## WORK INSTRUCTIONS
Restate the listing that follows word for word, without its pictures.

## MATERIAL
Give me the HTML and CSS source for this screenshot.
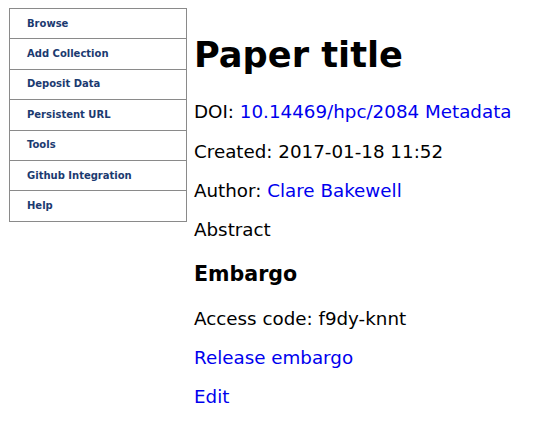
FILE: index.html
```html
<!DOCTYPE html>
<html>
<head>
<meta charset="utf-8">
<title>Paper title</title>
<link rel="stylesheet" href="styles.css">
</head>
<body>
<div class="page">
  <nav class="sidebar">
    <a class="nav-item" href="#">Browse</a>
    <a class="nav-item" href="#">Add Collection</a>
    <a class="nav-item" href="#">Deposit Data</a>
    <a class="nav-item" href="#">Persistent URL</a>
    <a class="nav-item" href="#">Tools</a>
    <a class="nav-item" href="#">Github Integration</a>
    <a class="nav-item" href="#">Help</a>
  </nav>
  <main class="content">
    <h1 class="title">Paper title</h1>
    <p class="line first">DOI: <a class="link" href="#">10.14469/hpc/2084</a> <a class="link" href="#">Metadata</a></p>
    <p class="line">Created: 2017-01-18 11:52</p>
    <p class="line">Author: <a class="link" href="#">Clare Bakewell</a></p>
    <p class="line">Abstract</p>
    <h3 class="section">Embargo</h3>
    <p class="line after-section">Access code: f9dy-knnt</p>
    <p class="line"><a class="link" href="#">Release embargo</a></p>
    <p class="line"><a class="link" href="#">Edit</a></p>
  </main>
</div>
</body>
</html>
```
FILE: styles.css
```css
html, body {
  margin: 0;
  padding: 0;
  background: #ffffff;
}
body {
  padding: 8px 0 0 9px;
  font-family: "DejaVu Sans", Verdana, sans-serif;
  font-size: 18.3px;
  line-height: 21px;
  color: #000;
}
.page {
  display: flex;
  align-items: flex-start;
  gap: 7px;
}
.sidebar {
  display: flex;
  flex-direction: column;
  width: 176px;
  border: 1px solid #8a8a8a;
  flex-shrink: 0;
}
.nav-item {
  display: flex;
  align-items: center;
  height: 29.4px;
  padding-left: 17px;
  font-size: 10px;
  font-weight: bold;
  color: #1b3a70;
  text-decoration: none;
  border-top: 1px solid #8a8a8a;
  line-height: 1;
}
.nav-item:first-child {
  border-top: none;
}
.content {
  flex: 1;
  display: flex;
  flex-direction: column;
  align-items: flex-start;
}
.title {
  font-size: 35.2px;
  font-weight: bold;
  margin: 25px 0 0 0;
  line-height: 43px;
}
.line {
  margin: 18.3px 0 0 0;
}
.line.first {
  margin-top: 25.3px;
}
.section {
  font-size: 20.6px;
  font-weight: bold;
  margin: 20.8px 0 0 0;
  line-height: 26px;
}
.line.after-section {
  margin-top: 20.8px;
}
.link {
  color: #0000ee;
  text-decoration: none;
}
```
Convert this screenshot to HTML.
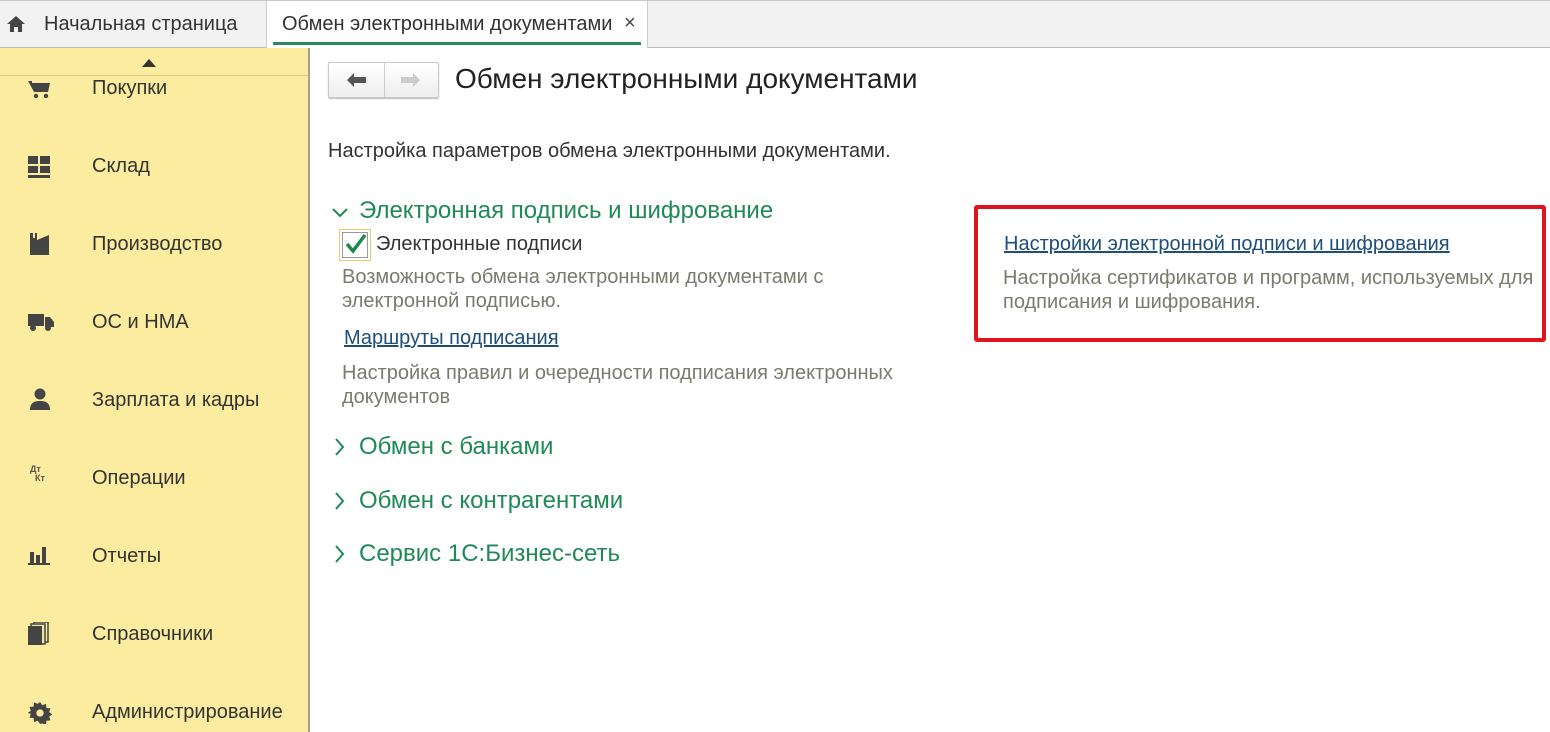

## RESULT OF THE TASK
Give me the HTML and CSS source for this screenshot.
FILE: index.html
```html
<!DOCTYPE html>
<html>
<head>
<meta charset="utf-8">
<title>Paper title</title>
<link rel="stylesheet" href="styles.css">
</head>
<body>
<div class="page">
  <nav class="sidebar">
    <a class="nav-item" href="#">Browse</a>
    <a class="nav-item" href="#">Add Collection</a>
    <a class="nav-item" href="#">Deposit Data</a>
    <a class="nav-item" href="#">Persistent URL</a>
    <a class="nav-item" href="#">Tools</a>
    <a class="nav-item" href="#">Github Integration</a>
    <a class="nav-item" href="#">Help</a>
  </nav>
  <main class="content">
    <h1 class="title">Paper title</h1>
    <p class="line first">DOI: <a class="link" href="#">10.14469/hpc/2084</a> <a class="link" href="#">Metadata</a></p>
    <p class="line">Created: 2017-01-18 11:52</p>
    <p class="line">Author: <a class="link" href="#">Clare Bakewell</a></p>
    <p class="line">Abstract</p>
    <h3 class="section">Embargo</h3>
    <p class="line after-section">Access code: f9dy-knnt</p>
    <p class="line"><a class="link" href="#">Release embargo</a></p>
    <p class="line"><a class="link" href="#">Edit</a></p>
  </main>
</div>
</body>
</html>
```
FILE: styles.css
```css
html, body {
  margin: 0;
  padding: 0;
  background: #ffffff;
}
body {
  padding: 8px 0 0 9px;
  font-family: "DejaVu Sans", Verdana, sans-serif;
  font-size: 18.3px;
  line-height: 21px;
  color: #000;
}
.page {
  display: flex;
  align-items: flex-start;
  gap: 7px;
}
.sidebar {
  display: flex;
  flex-direction: column;
  width: 176px;
  border: 1px solid #8a8a8a;
  flex-shrink: 0;
}
.nav-item {
  display: flex;
  align-items: center;
  height: 29.4px;
  padding-left: 17px;
  font-size: 10px;
  font-weight: bold;
  color: #1b3a70;
  text-decoration: none;
  border-top: 1px solid #8a8a8a;
  line-height: 1;
}
.nav-item:first-child {
  border-top: none;
}
.content {
  flex: 1;
  display: flex;
  flex-direction: column;
  align-items: flex-start;
}
.title {
  font-size: 35.2px;
  font-weight: bold;
  margin: 25px 0 0 0;
  line-height: 43px;
}
.line {
  margin: 18.3px 0 0 0;
}
.line.first {
  margin-top: 25.3px;
}
.section {
  font-size: 20.6px;
  font-weight: bold;
  margin: 20.8px 0 0 0;
  line-height: 26px;
}
.line.after-section {
  margin-top: 20.8px;
}
.link {
  color: #0000ee;
  text-decoration: none;
}
```
Convert this screenshot to HTML.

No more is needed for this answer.